On a strictly personal account, Bowie has influenced my own writing. The first time I dabbled in screenwriting, Bowie was the artist I listened to. Every once in awhile, I would try to listen to another artist — maybe Kanye West, maybe John Lennon, maybe Dan Deacon — but no other artist created the specific mood that the story I was writing called for. So after listening to “Ziggy Stardust” on repeat, with some of his self-titled album thrown in there, I finished my first script. It was an adaptation of Franz Kafka’s “The Metamorphosis,” which blended perfectly with Bowie’s own existentialist and alienation themes.
All in all, in some sense, I wouldn’t be the way I was without Bowie’s influence on the filmmakers I love and enjoy.
— Levi Hill
What always captivated me about David Bowie was how he blended easily and not so easily into our world. He was someone delicately fragile and feeling like us, but his conscience always existed on a higher plane. Bowie was made of the same flesh and bone as we were, but the peculiarity, the directness, the sharpness of his countenance alone was simply otherworldly. It was just like his music.
That’s what Bowie always represented to me: human potential. Someone who stood on the precipice of what was known and constantly stretched our imagination to think and feel in textures and colors that were otherwise unfathomable. Etched into his existence was brilliant intelligence and a cosmic beauty.
His death didn’t feel like death, in the way we treat the word. His death felt like an ascension back into the poetic abyss from which he came.

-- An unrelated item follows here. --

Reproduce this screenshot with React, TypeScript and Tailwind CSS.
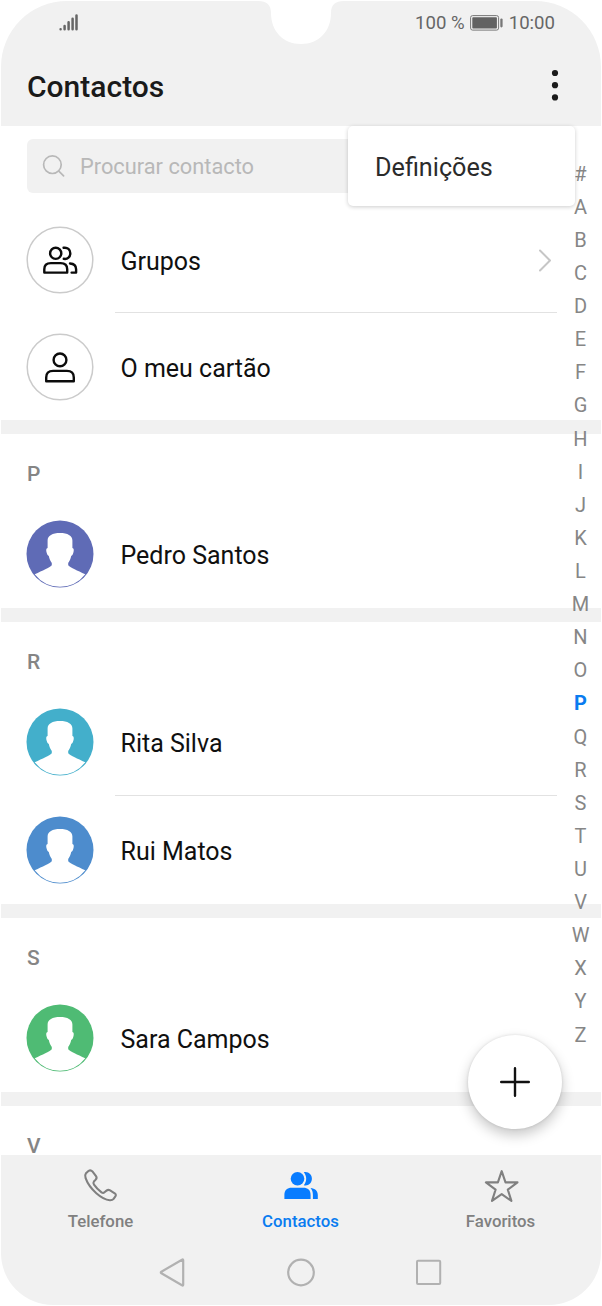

Writing this now, I remember in 1976 the way his coral locks spilled over his forehead, as a knowing grin stretches across his porcelain skin after a woman asks him what he does for a living.
“Oh, I’m just visiting,” he says in the movie, whose title reflects the very essence of who David Bowie was to the rest of us. He was the Man Who Fell to Earth. He’s always been our Starman, waiting in the sky.